#### Data block
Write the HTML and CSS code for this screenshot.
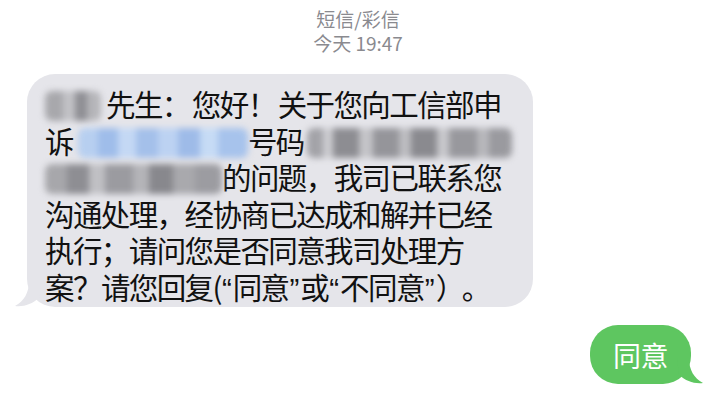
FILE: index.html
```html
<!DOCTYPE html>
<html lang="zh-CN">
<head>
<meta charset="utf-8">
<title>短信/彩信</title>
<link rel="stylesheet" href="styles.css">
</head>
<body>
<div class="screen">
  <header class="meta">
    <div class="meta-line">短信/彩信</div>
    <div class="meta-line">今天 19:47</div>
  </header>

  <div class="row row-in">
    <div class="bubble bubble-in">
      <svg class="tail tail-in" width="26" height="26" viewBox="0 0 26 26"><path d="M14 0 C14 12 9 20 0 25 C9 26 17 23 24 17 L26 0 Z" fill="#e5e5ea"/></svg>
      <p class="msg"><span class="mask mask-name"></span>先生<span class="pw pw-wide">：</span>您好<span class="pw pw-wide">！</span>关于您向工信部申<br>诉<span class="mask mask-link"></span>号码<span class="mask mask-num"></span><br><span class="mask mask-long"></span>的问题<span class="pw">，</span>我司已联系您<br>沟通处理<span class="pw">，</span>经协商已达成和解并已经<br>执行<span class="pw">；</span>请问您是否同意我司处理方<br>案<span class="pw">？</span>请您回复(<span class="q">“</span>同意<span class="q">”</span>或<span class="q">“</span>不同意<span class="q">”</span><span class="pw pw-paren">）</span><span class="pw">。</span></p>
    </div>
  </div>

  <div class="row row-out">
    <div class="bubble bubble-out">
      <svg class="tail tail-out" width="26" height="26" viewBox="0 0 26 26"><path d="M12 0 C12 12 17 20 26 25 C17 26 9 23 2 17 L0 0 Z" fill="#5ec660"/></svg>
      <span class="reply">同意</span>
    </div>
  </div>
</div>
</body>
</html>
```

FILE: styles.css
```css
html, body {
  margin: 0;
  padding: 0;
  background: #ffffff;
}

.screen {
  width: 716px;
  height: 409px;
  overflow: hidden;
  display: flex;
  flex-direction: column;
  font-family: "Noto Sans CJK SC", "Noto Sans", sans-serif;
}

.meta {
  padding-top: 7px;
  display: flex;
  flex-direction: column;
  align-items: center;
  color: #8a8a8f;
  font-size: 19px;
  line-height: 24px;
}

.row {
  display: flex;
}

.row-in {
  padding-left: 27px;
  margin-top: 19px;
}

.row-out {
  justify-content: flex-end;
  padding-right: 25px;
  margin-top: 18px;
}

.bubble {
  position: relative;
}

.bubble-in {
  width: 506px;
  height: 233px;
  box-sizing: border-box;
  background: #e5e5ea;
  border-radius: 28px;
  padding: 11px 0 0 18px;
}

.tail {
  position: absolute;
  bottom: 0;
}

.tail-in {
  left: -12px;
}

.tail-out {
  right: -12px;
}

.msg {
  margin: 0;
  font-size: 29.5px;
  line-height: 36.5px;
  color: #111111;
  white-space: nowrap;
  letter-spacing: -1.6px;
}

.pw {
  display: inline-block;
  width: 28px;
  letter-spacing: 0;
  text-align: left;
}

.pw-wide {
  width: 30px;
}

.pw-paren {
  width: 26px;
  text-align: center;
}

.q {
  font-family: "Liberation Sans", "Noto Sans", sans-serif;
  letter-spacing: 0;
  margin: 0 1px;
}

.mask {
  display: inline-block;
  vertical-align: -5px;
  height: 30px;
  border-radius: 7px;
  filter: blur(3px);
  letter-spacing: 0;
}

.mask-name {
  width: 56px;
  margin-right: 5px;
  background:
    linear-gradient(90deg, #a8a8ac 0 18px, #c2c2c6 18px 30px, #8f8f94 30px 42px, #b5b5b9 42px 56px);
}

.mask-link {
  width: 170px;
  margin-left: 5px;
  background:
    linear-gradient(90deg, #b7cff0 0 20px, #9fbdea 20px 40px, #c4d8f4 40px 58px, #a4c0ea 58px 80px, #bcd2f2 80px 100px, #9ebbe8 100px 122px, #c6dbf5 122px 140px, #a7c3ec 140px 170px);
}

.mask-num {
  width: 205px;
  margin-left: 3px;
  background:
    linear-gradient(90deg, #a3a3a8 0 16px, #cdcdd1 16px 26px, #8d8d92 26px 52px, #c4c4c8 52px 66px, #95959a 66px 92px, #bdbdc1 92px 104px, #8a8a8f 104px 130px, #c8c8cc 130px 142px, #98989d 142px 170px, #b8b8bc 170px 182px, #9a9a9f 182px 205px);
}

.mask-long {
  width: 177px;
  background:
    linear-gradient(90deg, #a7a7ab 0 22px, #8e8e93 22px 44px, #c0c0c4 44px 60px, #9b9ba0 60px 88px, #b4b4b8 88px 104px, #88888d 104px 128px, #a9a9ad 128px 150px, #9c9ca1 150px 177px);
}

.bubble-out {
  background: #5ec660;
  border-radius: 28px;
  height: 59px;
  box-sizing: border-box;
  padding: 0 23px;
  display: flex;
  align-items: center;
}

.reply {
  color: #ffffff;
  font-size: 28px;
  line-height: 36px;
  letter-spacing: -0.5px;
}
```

#### Description of the task
Copy out all the data exactly; skip the pictures.

#### The answer
Write the HTML and CSS code for this screenshot.
FILE: index.html
```html
<!DOCTYPE html>
<html lang="zh-CN">
<head>
<meta charset="utf-8">
<title>短信/彩信</title>
<link rel="stylesheet" href="styles.css">
</head>
<body>
<div class="screen">
  <header class="meta">
    <div class="meta-line">短信/彩信</div>
    <div class="meta-line">今天 19:47</div>
  </header>

  <div class="row row-in">
    <div class="bubble bubble-in">
      <svg class="tail tail-in" width="26" height="26" viewBox="0 0 26 26"><path d="M14 0 C14 12 9 20 0 25 C9 26 17 23 24 17 L26 0 Z" fill="#e5e5ea"/></svg>
      <p class="msg"><span class="mask mask-name"></span>先生<span class="pw pw-wide">：</span>您好<span class="pw pw-wide">！</span>关于您向工信部申<br>诉<span class="mask mask-link"></span>号码<span class="mask mask-num"></span><br><span class="mask mask-long"></span>的问题<span class="pw">，</span>我司已联系您<br>沟通处理<span class="pw">，</span>经协商已达成和解并已经<br>执行<span class="pw">；</span>请问您是否同意我司处理方<br>案<span class="pw">？</span>请您回复(<span class="q">“</span>同意<span class="q">”</span>或<span class="q">“</span>不同意<span class="q">”</span><span class="pw pw-paren">）</span><span class="pw">。</span></p>
    </div>
  </div>

  <div class="row row-out">
    <div class="bubble bubble-out">
      <svg class="tail tail-out" width="26" height="26" viewBox="0 0 26 26"><path d="M12 0 C12 12 17 20 26 25 C17 26 9 23 2 17 L0 0 Z" fill="#5ec660"/></svg>
      <span class="reply">同意</span>
    </div>
  </div>
</div>
</body>
</html>
```

FILE: styles.css
```css
html, body {
  margin: 0;
  padding: 0;
  background: #ffffff;
}

.screen {
  width: 716px;
  height: 409px;
  overflow: hidden;
  display: flex;
  flex-direction: column;
  font-family: "Noto Sans CJK SC", "Noto Sans", sans-serif;
}

.meta {
  padding-top: 7px;
  display: flex;
  flex-direction: column;
  align-items: center;
  color: #8a8a8f;
  font-size: 19px;
  line-height: 24px;
}

.row {
  display: flex;
}

.row-in {
  padding-left: 27px;
  margin-top: 19px;
}

.row-out {
  justify-content: flex-end;
  padding-right: 25px;
  margin-top: 18px;
}

.bubble {
  position: relative;
}

.bubble-in {
  width: 506px;
  height: 233px;
  box-sizing: border-box;
  background: #e5e5ea;
  border-radius: 28px;
  padding: 11px 0 0 18px;
}

.tail {
  position: absolute;
  bottom: 0;
}

.tail-in {
  left: -12px;
}

.tail-out {
  right: -12px;
}

.msg {
  margin: 0;
  font-size: 29.5px;
  line-height: 36.5px;
  color: #111111;
  white-space: nowrap;
  letter-spacing: -1.6px;
}

.pw {
  display: inline-block;
  width: 28px;
  letter-spacing: 0;
  text-align: left;
}

.pw-wide {
  width: 30px;
}

.pw-paren {
  width: 26px;
  text-align: center;
}

.q {
  font-family: "Liberation Sans", "Noto Sans", sans-serif;
  letter-spacing: 0;
  margin: 0 1px;
}

.mask {
  display: inline-block;
  vertical-align: -5px;
  height: 30px;
  border-radius: 7px;
  filter: blur(3px);
  letter-spacing: 0;
}

.mask-name {
  width: 56px;
  margin-right: 5px;
  background:
    linear-gradient(90deg, #a8a8ac 0 18px, #c2c2c6 18px 30px, #8f8f94 30px 42px, #b5b5b9 42px 56px);
}

.mask-link {
  width: 170px;
  margin-left: 5px;
  background:
    linear-gradient(90deg, #b7cff0 0 20px, #9fbdea 20px 40px, #c4d8f4 40px 58px, #a4c0ea 58px 80px, #bcd2f2 80px 100px, #9ebbe8 100px 122px, #c6dbf5 122px 140px, #a7c3ec 140px 170px);
}

.mask-num {
  width: 205px;
  margin-left: 3px;
  background:
    linear-gradient(90deg, #a3a3a8 0 16px, #cdcdd1 16px 26px, #8d8d92 26px 52px, #c4c4c8 52px 66px, #95959a 66px 92px, #bdbdc1 92px 104px, #8a8a8f 104px 130px, #c8c8cc 130px 142px, #98989d 142px 170px, #b8b8bc 170px 182px, #9a9a9f 182px 205px);
}

.mask-long {
  width: 177px;
  background:
    linear-gradient(90deg, #a7a7ab 0 22px, #8e8e93 22px 44px, #c0c0c4 44px 60px, #9b9ba0 60px 88px, #b4b4b8 88px 104px, #88888d 104px 128px, #a9a9ad 128px 150px, #9c9ca1 150px 177px);
}

.bubble-out {
  background: #5ec660;
  border-radius: 28px;
  height: 59px;
  box-sizing: border-box;
  padding: 0 23px;
  display: flex;
  align-items: center;
}

.reply {
  color: #ffffff;
  font-size: 28px;
  line-height: 36px;
  letter-spacing: -0.5px;
}
```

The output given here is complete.